Les mutins ayant ainsi jeté dans la chaloupe les matelots dont ils voulaient se débarrasser, Christian ordonna qu'on donnât un verre d'eau-de-vie à chaque homme de son équipage. Les officiers furent ensuite appelés sur le tillac et jetés par-dessus l'abordage dans la chaloupe, tandis qu'on me tenait séparé de tout le monde en arrière du mât de misaine. Christian, armé d'une baïonnette, tenait la corde qui liait mes mains, et les gardes qui m'entouraient avaient leurs fusils en joue; mais lorsque je défiai ces misérables ingrats de tirer, ils les remirent au repos. Je m'aperçus que l'un d'eux, Isaac Martin, était disposé à me secourir, et comme il me faisait manger du shaddock, mes lèvres étant entièrement desséchées, nos regards nous firent comprendre mutuellement nos sentimens; mais ceci fut remarqué et on l'emmena. Il entra alors dans la chaloupe, essayant de quitter le vaisseau; cependant il fut obligé d'y retourner. Quelques autres y furent aussi retenus contre leur inclination.
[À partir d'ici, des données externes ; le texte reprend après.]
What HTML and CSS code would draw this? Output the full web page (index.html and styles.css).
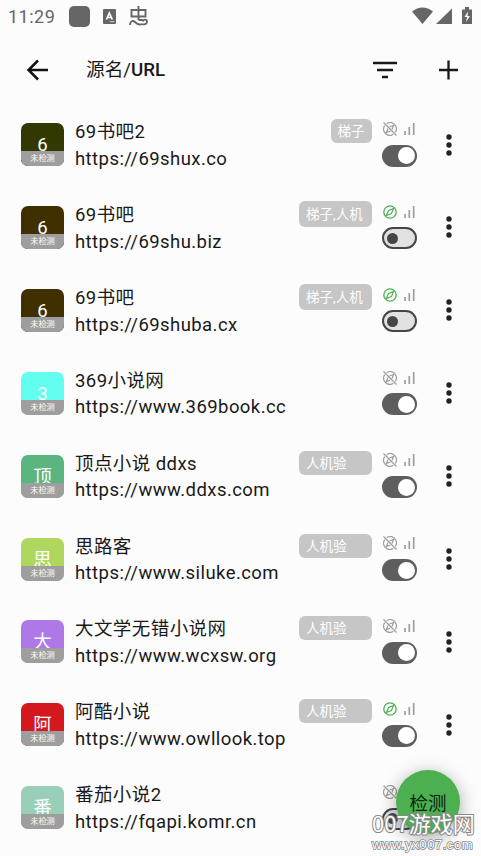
FILE: index.html
```
<!DOCTYPE html>
<html lang="zh-CN">
<head>
<meta charset="utf-8">
<title>源名/URL</title>
<link rel="stylesheet" href="styles.css">
</head>
<body>
<svg class="defs" width="0" height="0">
  <symbol id="compass" viewBox="0 0 14 14"><circle cx="7" cy="7" r="6.200" fill="none" stroke="currentColor" stroke-width="1.300"/><path d="M10.600 3.400 8.500 8.500 3.400 10.600 5.500 5.500Z" fill="none" stroke="currentColor" stroke-width="1.100"/></symbol>
  <symbol id="compass-off" viewBox="0 0 14 14"><path d="M3.700 1.700A6.200 6.200 0 0 1 12.300 10.300M10.300 12.300A6.200 6.200 0 0 1 1.700 3.700M.5.500l13 13M6.500 5 10.500 3.500 9 7.500M7.500 9 3.500 10.500 5 6.500" fill="none" stroke="currentColor" stroke-width="1.200"/></symbol>
  <symbol id="bars" viewBox="0 0 11 12"><path d="M1 8v4M5.300 4v8M9.700 0v12" stroke="currentColor" stroke-width="1.700"/></symbol>
</svg>
<div class="screen">
  <header class="status">
    <span class="clock">11:29</span>
    <span class="square"></span>
    <svg class="app" viewBox="0 0 13 15"><rect width="13" height="15" rx="1" fill="#666"/><path d="M3.500 10.500 6.300 4 9.300 10.500M4.500 8.500h4" fill="none" stroke="#fff" stroke-width="1.700"/><path d="M6.500 12.700h5" stroke="#ccc"/></svg>
    <svg class="bug" viewBox="0 0 20 20"><path d="M9.500 0v14M2.500 4h14v6.500h-14zM1 19c0-4 3-5 5-3s5 3 7 2M9.500 14h4M13 18c2 1 5 0 5-2.500S14 13 14 15.500" fill="none" stroke="#666" stroke-width="1.900"/></svg>
    <svg class="signals" viewBox="0 0 62 18"><path d="M0 4.500Q10.500-3.500 21 4.500L10.500 17ZM24 17 40 1.500V17Z" fill="#666"/><path d="M50 2.500h3V0h4v2.500h3V17H50Z" fill="#666"/><path d="M56 4.500 52.500 10H55l-.8 5L57.800 9H55.500Z" fill="#fff"/></svg>
  </header>
  <nav class="bar">
    <svg class="back" viewBox="0 0 22 22"><path d="M11 1.500 1.500 11l9.500 9.500M2 11h19" fill="none" stroke="#111" stroke-width="2.500"/></svg>
    <h1>源名/<b>URL</b></h1>
    <svg class="filter" viewBox="0 0 24 18"><path d="M0 2h24M4 9h16M9 16h6" stroke="#191919" stroke-width="2.500"/></svg>
    <svg class="add" viewBox="0 0 20 20"><path d="M0 10h19M9.500 .5v19" stroke="#191919" stroke-width="2.300"/></svg>
  </nav>
  <main id="list"></main>
  <button class="fab">检测</button>
  <div class="mark"><div class="mark-name">007游戏网</div><div class="mark-url">www.yx007.com</div></div>
</div>
<script src="list.js"></script>
</body>
</html>
```
FILE: styles.css
```
* { box-sizing: border-box; }
body { margin: 0; background: #fcfcfc; font-family: Roboto, "Noto Sans CJK SC", sans-serif; color: #191919; }
.defs { position: absolute; }
.screen { position: relative; width: 481px; height: 856px; overflow: hidden; }
svg { display: block; flex: none; }
.status { display: flex; align-items: center; height: 32px; padding: 0 8px; color: #666; }
.clock { width: 61px; font-size: 18px; letter-spacing: .5px; }
.square { width: 21px; height: 21px; border-radius: 5px; background: #666; }
.app { width: 13px; height: 15px; margin-left: 13px; }
.bug { width: 20px; height: 20px; margin-left: 13px; }
.signals { width: 62px; height: 18px; margin-left: auto; margin-right: -1px; }
.bar { display: flex; align-items: center; height: 74px; padding: 1px 22px 0 27px; }
.back { width: 22px; height: 22px; }
.bar h1 { flex: 1; margin: 0 0 0 37px; font-size: 18.700px; font-weight: 400; line-height: 26px; }
.bar b { font-weight: 500; }
.filter { width: 24px; height: 18px; }
.add { width: 20px; height: 20px; margin-left: 42px; }
.row { display: flex; height: 82.920px; padding: 17px 0 0 21px; }
.cover { width: 43px; height: 43px; border-radius: 7px; overflow: hidden; color: #fff; text-align: center; display: flex; flex-direction: column; }
.letter { height: 28px; padding-top: 11px; font-size: 18.500px; line-height: 22px; overflow: hidden; flex: none; }
.state { height: 15px; background: #9e9e9e; font-size: 8.200px; line-height: 15px; }
.info { width: 224px; margin: -4px 0 0 11px; font-size: 18.500px; line-height: 26.700px; white-space: nowrap; letter-spacing: .43px; }
.tagbox { width: 72.500px; margin-top: -4px; display: flex; justify-content: flex-end; align-items: flex-start; }
.tag { height: 24px; padding: 0 7px; border-radius: 6px; background: #c6c6c6; color: #fff; font-size: 13.500px; line-height: 24px; white-space: nowrap; }
.wide { width: 72.500px; }
.tall { height: 26px; line-height: 26px; margin-top: -.5px; }
.controls { width: 36px; margin-left: 10px; color: #9e9e9e; }
.marks { display: flex; align-items: center; height: 14px; padding-left: 1px; margin-top: -1.200px; }
.compass { width: 14px; height: 14px; }
.green { color: #4caf50; }
.bars { width: 11px; height: 12px; margin-left: 7px; }
.toggle { width: 35px; height: 22px; margin-top: 8.700px; border-radius: 11px; border: 2px solid #44474a; background: #e1e1e1; display: flex; align-items: center; padding-left: 3px; }
.toggle::after { content: ""; width: 11px; height: 11px; border-radius: 50%; background: #44474a; }
.toggle.on { background: #5e5e5e; border: 0; padding-left: 16px; }
.on::after { width: 17px; height: 17px; background: #fff; }
.dots { width: 6px; height: 22px; margin: 10.500px 0 0 28px; }
.fab { position: absolute; left: 396px; top: 770px; width: 64px; height: 64px; padding: 0; border: 0; border-radius: 50%; background: #4caf50; color: #0b250c; font: 18.500px Roboto, "Noto Sans CJK SC", sans-serif; box-shadow: 0 4px 18px rgba(0,0,0,.35); }
.mark { position: absolute; left: 372px; top: 807px; width: 106px; color: #fff; white-space: nowrap; -webkit-text-stroke: 2px #888; paint-order: stroke fill; font-family: "Noto Sans CJK SC", sans-serif; }
.mark-name { font-size: 22px; line-height: 30px; font-weight: 400; }
.mark-url { font-size: 13px; line-height: 16px; font-family: "Liberation Sans", sans-serif; letter-spacing: .55px; -webkit-text-stroke: 1.600px #888; }
```
FILE: list.js
```
const sources = [
  ["69书吧2", "https://69shux.co", "#333800", "梯子", false, true],
  ["69书吧", "https://69shu.biz", "#403000", "梯子,人机", true, false],
  ["69书吧", "https://69shuba.cx", "#403000", "梯子,人机", true, false],
  ["369小说网", "https://www.369book.cc", "#62fff0", "", false, true],
  ["顶点小说 ddxs", "https://www.ddxs.com", "#5ab67e", "人机验", false, true],
  ["思路客", "https://www.siluke.com", "#afd65d", "人机验", false, true],
  ["大文学无错小说网", "https://www.wcxsw.org", "#af78e7", "人机验", false, true],
  ["阿酷小说", "https://www.owllook.top", "#d4191e", "人机验", true, true],
  ["番茄小说2", "https://fqapi.komr.cn", "#99cfb9", "", false, false]
];
const tagClass = tag => tag === "梯子" ? "tag" : tag.includes(",") ? "tag wide tall" : "tag wide";
document.getElementById("list").innerHTML = sources.map(([title, url, color, tag, found, on]) => `
  <section class="row">
    <div class="cover" style="background:${color}"><div class="letter">${title[0]}</div><div class="state">未检测</div></div>
    <div class="info"><div>${title}</div><div>${url}</div></div>
    <div class="tagbox">${tag ? `<span class="${tagClass(tag)}">${tag}</span>` : ""}</div>
    <div class="controls">
      <div class="marks"><svg class="compass ${found ? "green" : ""}"><use href="#compass${found ? "" : "-off"}"/></svg><svg class="bars"><use href="#bars"/></svg></div>
      <div class="toggle ${on ? "on" : ""}"></div>
    </div>
    <svg class="dots" viewBox="0 0 6 22"><g fill="#222"><circle cx="3" cy="3" r="2.700"/><circle cx="3" cy="11" r="2.700"/><circle cx="3" cy="19" r="2.700"/></g></svg>
  </section>`).join("");
```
Je crus remarquer que Christian balança quelque tems s'il garderait le charpentier, ou ses aides. À la fin il se détermina pour ces derniers, et le charpentier fut conduit dans la chaloupe.--On lui laissa prendre sa caisse à outils, non pourtant sans de grandes difficultés.

M. Samuel sauva mon journal et ma commission, avec quelques autres papiers très-importans relatifs au vaisseau. Il exécuta ceci avec beaucoup de courage, quoique sévèrement surveillé. Il tenta aussi de sauver le garde-tems et une boîte contenant mes plans, dessins et observations depuis quinze ans, qui étaient en grand nombre, mais on l'entraîna en lui disant: «Malédiction! vous êtes bien heureux d'en avoir autant.»

D'assez vives altercations eurent lieu parmi l'équipage révolté pendant que tout ceci se passait. Quelques-uns s'écriaient en jurant: «Je veux être damné s'il ne trouve pas moyen de s'en retourner en Angleterre, si on lui laisse emporter quelque chose.» Ils voulaient parler de moi; et lorsqu'ils virent le charpentier emporter sa boîte à outils: «Malédiction! dans un mois il aura un autre vaisseau;» tandis que d'autres tournaient en ridicule la situation malheureuse de la chaloupe, qui tirait beaucoup d'eau et offrait si peu de place pour tous ceux qui y étaient contenus. Quant à Christian, on aurait dit qu'il méditait sa destruction et celle du monde entier.

Je demandai des armes, mais les mutins se moquèrent de moi en disant que je connaissais bien les gens chez lesquels j'allais. Quatre coutelas, cependant, nous furent jetés dans la chaloupe après que nous eûmes viré de bord.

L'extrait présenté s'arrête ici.